Sunday, September 09, 2012

Curiosity and the Red Planet




Earthly ode to a red planet

What is man, that thou art mindful of him? and the son of man that thou visitest him? (Psalm 8:4, KJV)

            I've been perusing the photos coming back from the Mars rover Curiosity lately, as you may have done as well. If you haven't and would like to, click here.
            What genius does it require to dream up and manufacture a device like Curiosity, guide it to a distant planet, drive it with radio signals from earth and cause it to send photographs back? I made a slingshot once and thought I had done something wonderful!
            Curiosity was launched 9 months ago—November 25, 2011. The Canadian Space Agency website describes the calculations necessary to “hit” another planet as follows: “It's a bit like throwing a dart at a moving target, where you extrapolate where the target will be to ensure that the projectile meets the target.” That’s really simplified, considering that Earth and Mars are both rotating and revolving in very different orbits at the same time, and that the dart in this case has 9 months to travel! Shooting a flying duck from a flatcar in a hurtling train might be more like it.
            In the course of a day, the temperature on Mars can oscillate between -128o and +27o Celsius. It's atmosphere is 90% carbon dioxide. It's windier than Saskatchewan; the CO2 tears across the surface of the red planet at an average speed of 200 KPH. After spending time on Mars, a week in Antarctica would constitute a day at the beach.
            In the grand scale of things, is Mars near or far away? When it's nearest to us—when we're both on the same side of the sun, as it were—Mars is some 56,000,000 Km away. It's considerably farther away than that at the moment; it takes 20 minutes for a command to “turn left, you stupid robot” to reach Curiosity and another 20 minutes before you know he's actually done it. That seems far.
            But considering the approximate diameter (at this moment; check it again tomorrow) of an expanding universe (an estimated 92,000,000,000 light years) Mars, earth—indeed the sun and all its planets—exist on the head of a pin, as it were. That makes Mars seem very, very close.
            As regards space travel, we may have invented the wheel but we're a long way from perfecting the automobile.
            The recent death of Neil Armstrong—first man to set foot on the moon—and the landing of Curiosity on Mars are intriguingly coincidental.
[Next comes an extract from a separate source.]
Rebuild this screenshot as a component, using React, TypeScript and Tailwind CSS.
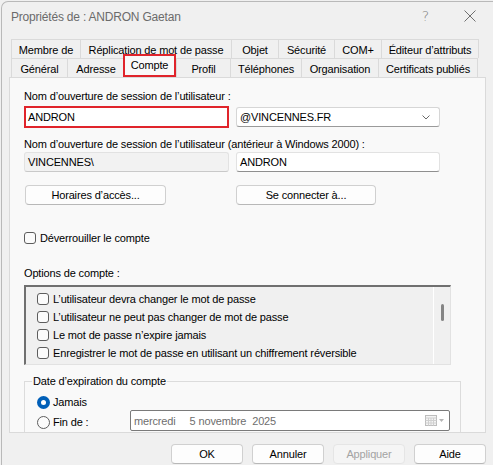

It's said that Armstrong became very pensive and somewhat reclusive after his trip to the moon and I have to wonder what happens to someone who has seen the earth from a great distance, has gazed into the blackness of infinite space while standing on an alien planet and has been led thereby to reconsider whatever philosophy of life he held to that point.
            Surely one couldn't miss the tenuousness of the miracle that is conscious life in a cold, material universe. Or could one?
            I began with the Psalm, “What is man, that thou art mindful of him?” Expressed more colloquially, “My home is situated on the back of a louse on a hair of a mangy dog somewhere on the far side of nowhere?” I'm wondering if such sentiments made Armstrong pensively quiet as he grew old.
            I don't need to know; I'm just curious.